(Editor’s Note: Washington, DC has a reputation for being extremely hostile to drivers. Longtime NMA New York Activist Casey Raskob recently took a driving trip to the Washington, DC area and confirmed it with this report.)
(Photo courtesy of DC photographer Marty Katz http://washingtonphotographer.com)
I’ve driven lots of places, but this last weekend was crazy. I drove my girl to tour the University of Maryland and George Washington University in Washington, DC. We toured U of M, and then drove about seven miles to GW. I’m a virgin when it comes driving in the district, but my experience living in Boston, and as a life-long New Yorker, and even surviving central Berlin or Paris traffic, this was outside my box.
I’m pretty sure the density of traffic is much, much higher than New York City, and it’s all over. NYC is dense in spots, but the entire DC area is just overwhelmed with traffic. It takes quite a while to get anywhere, even for a guy used to driving on the Isle of the Manhattoe Indians.
We drove that seven miles through a very tony section of town—small houses artfully decorated and surrounded by well-tended greenery. There were 25 mph zones everywhere, and my GPS pinged repeatedly for cameras. I eventually figured out that the predominant camera was K band and shot you in the back, but that the scatter was sufficient for my V1 to reliably pick it up. I would have expected more vandalism because the cams were all low-chest height, and easily “fixable” with only a large garbage bag.
I was paranoid because my brother had recently visited the district and gotten both speed camera and red-light camera tickets. I came to the conclusion we were driving through a “Master of the Universe” (translated: inside the Beltway powerbroker) zone, and they wanted a 25 mph limit and ticket cameras to discourage folks like me from using their streets. I saw a lot of 25 mph zones where the legitimate speed limit should have been 40.
The GPS wasn’t as useful as I thought it would be. It would ping for “mobile camera zones” where there were none, and it would ping for “fixed camera zones” but couldn’t nail down the exact camera location. The V1 turned out to be more useful, considering there were more cameras than I’d seen in Europe. I only wish I could have turned off the GPS proximity for the speed cams, leaving only the warnings for red-light cams. Oh, and the yellows weren’t very long; I risked tail ending a few times.

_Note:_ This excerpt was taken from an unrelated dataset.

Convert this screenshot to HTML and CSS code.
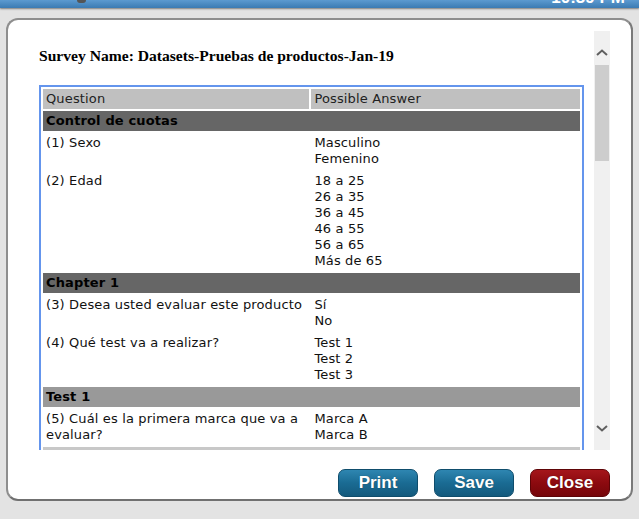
FILE: index.html
```html
<!DOCTYPE html>
<html lang="es">
<head>
<meta charset="utf-8">
<title>Survey</title>
<link rel="stylesheet" href="styles.css">
</head>
<body>
<div class="topbar">
  <span class="topicon"></span>
  <span class="clock">10:39 PM</span>
</div>
<div class="dialog">
  <div class="dlg-body">
    <div class="pane">
      <h1 class="title">Survey Name: Datasets-Pruebas de productos-Jan-19</h1>
      <table class="survey">
        <colgroup><col class="c1"><col class="c2"></colgroup>
        <tr class="head"><td>Question</td><td>Possible Answer</td></tr>
        <tr class="sec"><td colspan="2">Control de cuotas</td></tr>
        <tr><td>(1) Sexo</td><td>Masculino<br>Femenino</td></tr>
        <tr><td>(2) Edad</td><td>18 a 25<br>26 a 35<br>36 a 45<br>46 a 55<br>56 a 65<br>Más de 65</td></tr>
        <tr class="sec"><td colspan="2">Chapter 1</td></tr>
        <tr><td>(3) Desea usted evaluar este producto</td><td>Sí<br>No</td></tr>
        <tr><td>(4) Qué test va a realizar?</td><td>Test 1<br>Test 2<br>Test 3</td></tr>
        <tr class="sec mid"><td colspan="2">Test 1</td></tr>
        <tr><td>(5) Cuál es la primera marca que va a evaluar?</td><td>Marca A<br>Marca B</td></tr>
        <tr class="sec light"><td colspan="2">Marca A</td></tr>
        <tr><td>(6) Qué le pareció el producto?</td><td>Muy bueno<br>Bueno<br>Regular<br>Malo</td></tr>
      </table>
    </div>
    <div class="scrollbar">
      <div class="sb-btn up">
        <svg width="12" height="7" viewBox="0 0 12 7"><path d="M1 6 L6 1.5 L11 6" fill="none" stroke="#5f5f5f" stroke-width="2"/></svg>
      </div>
      <div class="sb-track"><div class="sb-thumb"></div></div>
      <div class="sb-btn down">
        <svg width="12" height="7" viewBox="0 0 12 7"><path d="M1 1 L6 5.5 L11 1" fill="none" stroke="#5f5f5f" stroke-width="2"/></svg>
      </div>
    </div>
  </div>
  <div class="footer">
    <button class="btn blue">Print</button>
    <button class="btn blue">Save</button>
    <button class="btn red">Close</button>
  </div>
</div>
</body>
</html>
```
FILE: styles.css
```css
html, body {
  margin: 0;
  padding: 0;
}
body {
  width: 639px;
  height: 519px;
  background: #e3e3e3;
  overflow: hidden;
  font-family: "DejaVu Sans", Verdana, sans-serif;
}
.topbar {
  height: 8px;
  background: linear-gradient(#5c9ad0, #3b7bb3);
  box-shadow: 0 1px 2px rgba(0,0,0,0.45);
  display: flex;
  justify-content: space-between;
  overflow: hidden;
  padding: 0 14px 0 77px;
}
.topicon {
  width: 9px;
  height: 3px;
  background: #555;
  border-radius: 0 0 5px 5px;
}
.clock {
  color: #fff;
  font: bold 17px/16px "Liberation Sans", Arial, sans-serif;
  margin-top: -10px;
}
.dialog {
  box-sizing: border-box;
  margin: 10px 6px 0 6px;
  height: 483px;
  background: #fff;
  border: 2px solid #8e8e8e;
  border-bottom-color: #707070;
  border-right-color: #7a7a7a;
  border-radius: 12px;
  padding: 11px 21px 0 10px;
}
.dlg-body {
  display: flex;
  height: 419px;
}
.pane {
  flex: 1;
  overflow: hidden;
  padding: 0 10px 0 21px;
}
.title {
  margin: 0 0 19px 0;
  padding-top: 15px;
  font: bold 15.6px/20px "Liberation Serif", "Times New Roman", serif;
  color: #000;
}
.survey {
  width: 100%;
  border: 2px solid #6495ed;
  border-spacing: 2px;
  table-layout: fixed;
  font-size: 13px;
  line-height: 16px;
  letter-spacing: 0.14px;
  color: #111;
}
.c1 {
  width: 49.8%;
}
.survey td {
  padding: 2px 3px;
  vertical-align: top;
}
.head td {
  background: #c0c0c0;
  color: #222;
}
.sec td {
  background: #666;
  font-weight: bold;
  color: #000;
}
.sec.mid td {
  background: #999;
}
.sec.light td {
  background: #c8c8c8;
}
.scrollbar {
  width: 16px;
  background: #f0f0f0;
  display: flex;
  flex-direction: column;
}
.sb-btn {
  height: 34px;
  display: flex;
  justify-content: center;
  box-sizing: border-box;
}
.sb-btn.up {
  align-items: flex-end;
  padding-bottom: 9px;
}
.sb-btn.down {
  align-items: flex-start;
  padding-top: 9px;
}
.sb-track {
  flex: 1;
  padding: 0 1px;
}
.sb-thumb {
  height: 96px;
  background: #cdcdcd;
}
.footer {
  display: flex;
  justify-content: flex-end;
  gap: 16px;
  margin-top: 19px;
}
.btn {
  width: 80px;
  height: 28px;
  border-radius: 7px;
  border: 1px solid #0f4d6c;
  color: #fff;
  font: bold 17px/24px "Liberation Sans", Arial, sans-serif;
  padding: 0;
  text-shadow: 0 0 1px rgba(0,0,0,0.4);
}
.btn.blue {
  background: linear-gradient(#2e86b1, #1a6b93 50%, #145a7d);
}
.btn.red {
  background: linear-gradient(#a5161b, #8c0a0f 50%, #76060a);
  border-color: #5e0407;
}
```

I did get two parking tickets but was happy to see they weren’t NYC $150 parkers, but were $25 each annoyances. I may pay them, or not. I’m not going back to DC with a car ever, so I’m probably doing exactly what they want. I noted that even pay parking in DC was limited, and if you are a Master of the Universe, you have one of those rare spots. Parking was worse than in NYC, where even if the area is zoned “no” like in Midtown, you can still park off-street for $25 or so.

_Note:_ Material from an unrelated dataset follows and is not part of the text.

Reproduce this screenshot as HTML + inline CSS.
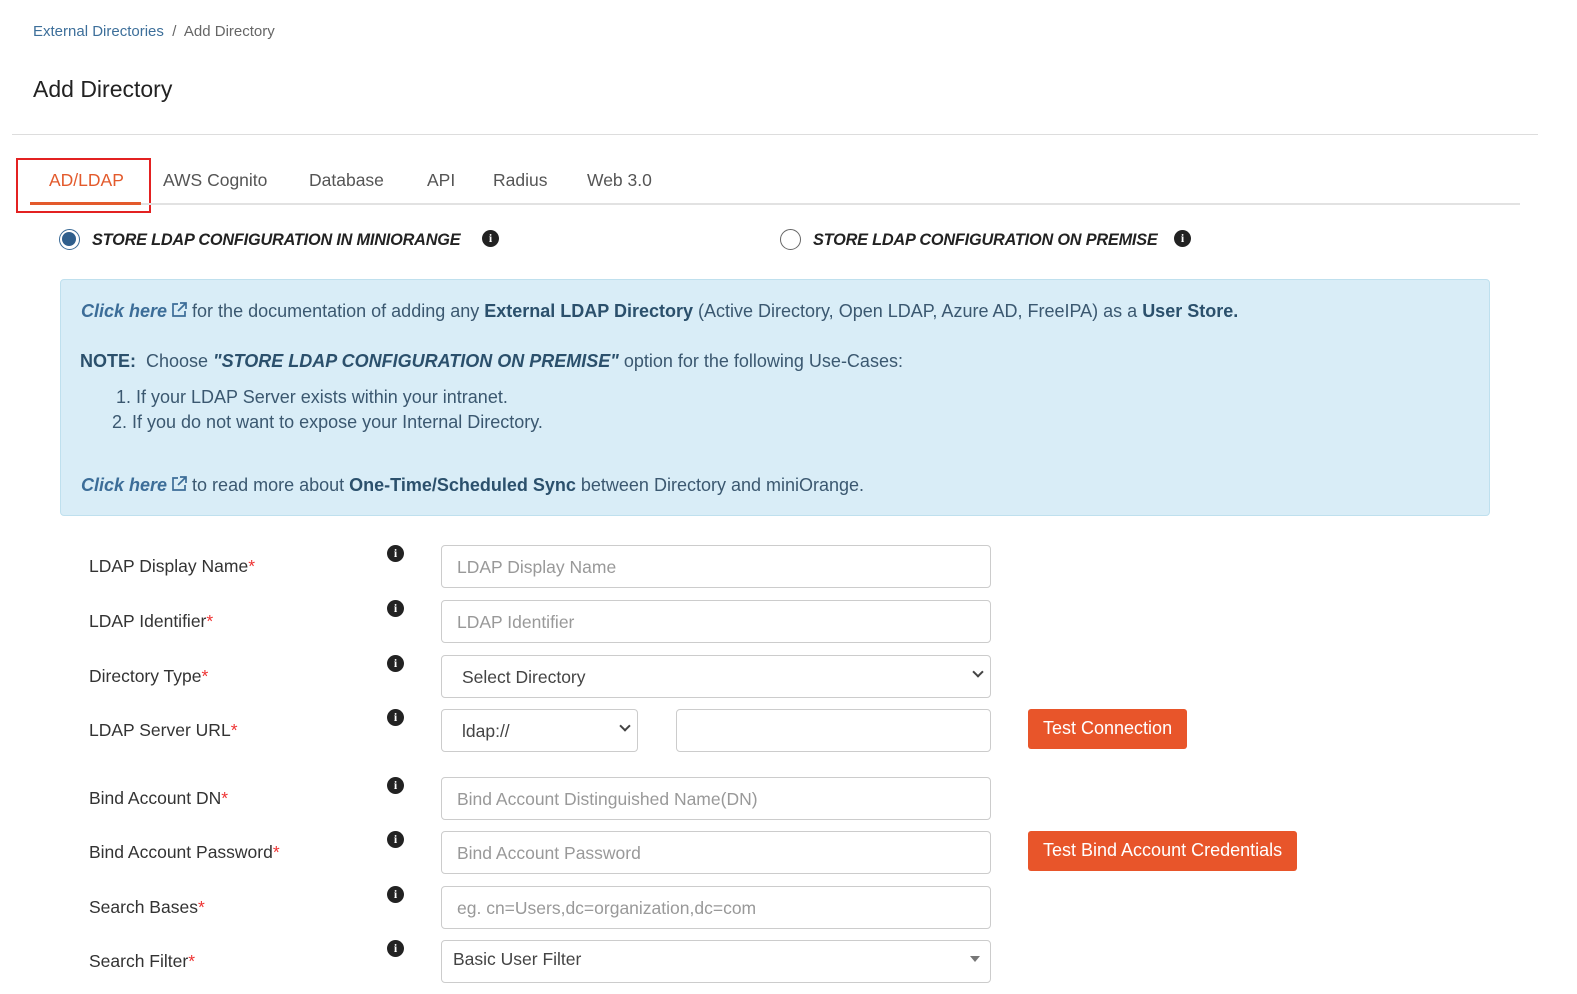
<!DOCTYPE html>
<html><head><meta charset="utf-8"><style>
*{box-sizing:border-box;margin:0;padding:0}
body{width:1577px;height:994px;overflow:hidden;background:#fff;font-family:"Liberation Sans",sans-serif;color:#333;position:relative}
.a{position:absolute;white-space:nowrap}
.bc{top:23px;left:33px;font-size:15px;color:#666}
.bc span{color:#3d6f9a}
h1{position:absolute;top:76px;left:33px;font-size:23px;font-weight:normal;color:#222}
.hr{position:absolute;top:134px;left:12px;width:1526px;height:1px;background:#ddd}
.tabline{position:absolute;top:203px;left:30px;width:1490px;height:2px;background:#e2e2e2}
.tab{position:absolute;top:170px;font-size:17.5px;color:#555}
.inp{position:absolute;left:441px;width:550px;height:43px;border:1px solid #ccc;border-radius:4px;font-size:17.5px;color:#999;padding:11px 15px}
.sel{color:#444;padding-left:20px}
.chev{position:absolute;right:8px;top:12px;width:8px;height:8px;border-right:2px solid #444;border-bottom:2px solid #444;transform:rotate(45deg)}
.lbl{position:absolute;left:89px;font-size:17.5px;color:#333}
.lbl b{color:#e33;font-weight:normal}
.ic{position:absolute;left:387px;width:17px;height:17px;border-radius:50%;background:#222;color:#fff;font:bold 12px "Liberation Serif",serif;text-align:center;line-height:17px}
.btn{position:absolute;left:1028px;height:40px;background:#e8552a;color:#fff;font-size:18px;border-radius:3px;padding:9px 15px}
.box{position:absolute;left:60px;top:279px;width:1430px;height:237px;background:#d9edf7;border:1px solid #bfe0ee;border-radius:4px;color:#3b5870;font-size:18px}
.box i.l{color:#3c6d98;font-weight:bold}
.box b{color:#2b506c}
.ext{display:inline-block;width:18px;height:18px;margin:0 4px 0 3px;vertical-align:-2px}
.radio{position:absolute;width:21px;height:21px;border-radius:50%;border:1.5px solid #666}
.rt{position:absolute;top:231px;font-size:16.3px;font-style:italic;font-weight:bold;color:#222;letter-spacing:-0.2px}
</style></head><body>
<div class="a bc"><span>External Directories</span> &nbsp;/&nbsp; Add Directory</div>
<h1>Add Directory</h1>
<div class="hr"></div>
<div class="a" style="left:16px;top:158px;width:135px;height:55px;border:2px solid #e32121"></div>
<div class="tabline"></div>
<div class="a" style="left:30px;top:202px;width:111px;height:3px;background:#e35a2c"></div>
<div class="tab" style="left:49px;color:#e35a2c">AD/LDAP</div>
<div class="tab" style="left:163px">AWS Cognito</div>
<div class="tab" style="left:309px">Database</div>
<div class="tab" style="left:427px">API</div>
<div class="tab" style="left:493px">Radius</div>
<div class="tab" style="left:587px">Web 3.0</div>

<div class="radio" style="left:59px;top:229px;border-color:#3a6a96"><div style="position:absolute;left:2px;top:2px;width:14px;height:14px;border-radius:50%;background:#2f5e8c"></div></div>
<div class="rt" style="left:92px">STORE LDAP CONFIGURATION IN MINIORANGE</div>
<div class="ic" style="left:482px;top:230px">i</div>
<div class="radio" style="left:780px;top:229px"></div>
<div class="rt" style="left:813px">STORE LDAP CONFIGURATION ON PREMISE</div>
<div class="ic" style="left:1174px;top:230px">i</div>

<div class="box">
<div class="a" style="left:20px;top:21px"><i class="l">Click here</i><svg class="ext" viewBox="0 0 18 18" fill="none" stroke="#3c6d98" stroke-width="1.7"><path d="M8 3H3v12h12v-5"/><path d="M10 2h6v6M16 2L8 10"/></svg>for the documentation of adding any <b>External LDAP Directory</b> (Active Directory, Open LDAP, Azure AD, FreeIPA) as a <b>User Store.</b></div>
<div class="a" style="left:19px;top:71px"><b>NOTE:</b>&nbsp; Choose <i style="font-weight:bold;color:#2b506c">"STORE LDAP CONFIGURATION ON PREMISE"</i> option for the following Use-Cases:</div>
<div class="a" style="left:55px;top:107px">1. If your LDAP Server exists within your intranet.</div>
<div class="a" style="left:51px;top:132px">2. If you do not want to expose your Internal Directory.</div>
<div class="a" style="left:20px;top:195px"><i class="l">Click here</i><svg class="ext" viewBox="0 0 18 18" fill="none" stroke="#3c6d98" stroke-width="1.7"><path d="M8 3H3v12h12v-5"/><path d="M10 2h6v6M16 2L8 10"/></svg>to read more about <b>One-Time/Scheduled Sync</b> between Directory and miniOrange.</div>
</div>

<div class="lbl" style="top:556px">LDAP Display Name<b>*</b></div>
<div class="ic" style="top:545px">i</div>
<div class="inp" style="top:545px">LDAP Display Name</div>

<div class="lbl" style="top:611px">LDAP Identifier<b>*</b></div>
<div class="ic" style="top:600px">i</div>
<div class="inp" style="top:600px">LDAP Identifier</div>

<div class="lbl" style="top:666px">Directory Type<b>*</b></div>
<div class="ic" style="top:655px">i</div>
<div class="inp sel" style="top:655px">Select Directory<div class="chev"></div></div>

<div class="lbl" style="top:720px">LDAP Server URL<b>*</b></div>
<div class="ic" style="top:709px">i</div>
<div class="inp sel" style="top:709px;width:197px">ldap://<div class="chev"></div></div>
<div class="inp" style="top:709px;left:676px;width:315px"></div>
<div class="btn" style="top:709px">Test Connection</div>

<div class="lbl" style="top:788px">Bind Account DN<b>*</b></div>
<div class="ic" style="top:777px">i</div>
<div class="inp" style="top:777px">Bind Account Distinguished Name(DN)</div>

<div class="lbl" style="top:842px">Bind Account Password<b>*</b></div>
<div class="ic" style="top:831px">i</div>
<div class="inp" style="top:831px">Bind Account Password</div>
<div class="btn" style="top:831px">Test Bind Account Credentials</div>

<div class="lbl" style="top:897px">Search Bases<b>*</b></div>
<div class="ic" style="top:886px">i</div>
<div class="inp" style="top:886px">eg. cn=Users,dc=organization,dc=com</div>

<div class="lbl" style="top:951px">Search Filter<b>*</b></div>
<div class="ic" style="top:940px">i</div>
<div class="inp" style="top:940px;color:#444;padding:8px 11px">Basic User Filter<div style="position:absolute;right:10px;top:15px;border:5px solid transparent;border-top:6px solid #777"></div></div>
</body></html>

Things didn’t improve much after we left DC. We headed southwest to tour James Madison University in Harrisonburg, Virginia. I guess everyone knows 80 mph is death in Virginia. It was like driving with speed-limited trucks—no one passes, even briefly, and everyone “clumps” at 70 mph in that way that I strive to avoid. Once you cross the border into any other state, everyone splits up and drives normally. Worse, it feeds the moron drivers and fosters a dumbing down of the whole pack. I’m sure the insurance industry is happy, and the ticket lawyers there do well, but the result isn’t good.
Given that Washington, DC and Virginia provided the worst driving environment I’ve ever dealt with, I hope we have lots of dedicated NMA members in the area working to fix the situation. (Editor’s Note: We do.) I’m OK with nuking the whole place, except then we’d lose the Library of Congress and the Smithsonian collections.
I also, for the first time, understand how DC could push and support 55 mph nationwide and think it a good idea.